The skull from which ‘For the Love of God’ was cast, was purchased from a London taxidermist and subsequently subjected to intensive bioarchaeological analysis and radiocarbon dating. This research revealed it dated from around 1720 - 1810, and was likely to be that of a 35-year-old man of European/Mediterranean ancestry. The title originates from exclamations Hirst’s mother would make on hearing plans for new works when he was starting out as an artist. As he explains: "She used to say, 'For the love of God, what are you going to do next!'"

'For the Love of God' acts as a reminder that our existence on earth is transient. Hirst combined the imagery of classic memento mori with inspiration drawn from Aztec skulls and the Mexican love of decoration and attitude towards death. He explains of death: "You don’t like it, so you disguise it or you decorate it to make it look like something bearable – to such an extent that it becomes something else."
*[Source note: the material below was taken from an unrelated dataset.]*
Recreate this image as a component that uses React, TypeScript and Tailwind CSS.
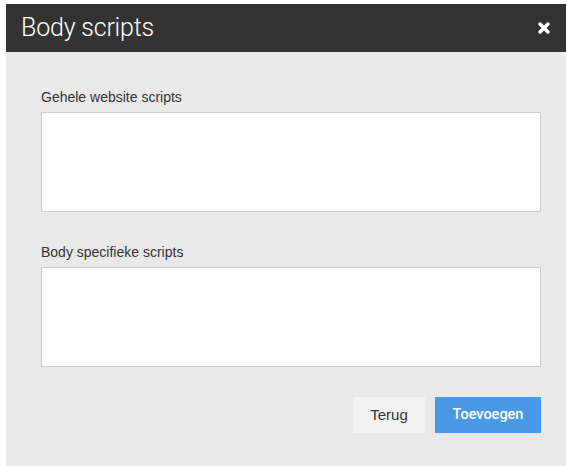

The incorporation of the large central stone was inspired by memories of the comic '2000 AD', which Hirst used to read as a child. He relates how the comic, “used to have a character in it called Tharg the Mighty who had a circle on his forehead. He was like a kind of powerful, God-like figure who controlled the universe," Hirst explains. "It kind of just looked like it needed something. A third eye; a connection to Jesus and his dad."

Alongside their dazzling brilliance and "Eucharistic" beauty, Hirst's fascination with diamonds results partly from the mutterings and uncertainty surrounding their inherent worth. In the face of the industry's ability to establish their irreplaceable value, it becomes necessary to question whether they are "just a bit of glass, with accumulated metaphorical significance? Or [whether they] are genuine objects of supreme beauty connected with life."

The cutthroat nature of the diamond industry, and the capitalist society which supports it, is central to the work's concept. Hirst explains that the stones "bring out the best and the worst in people people kill for diamonds, they kill each other".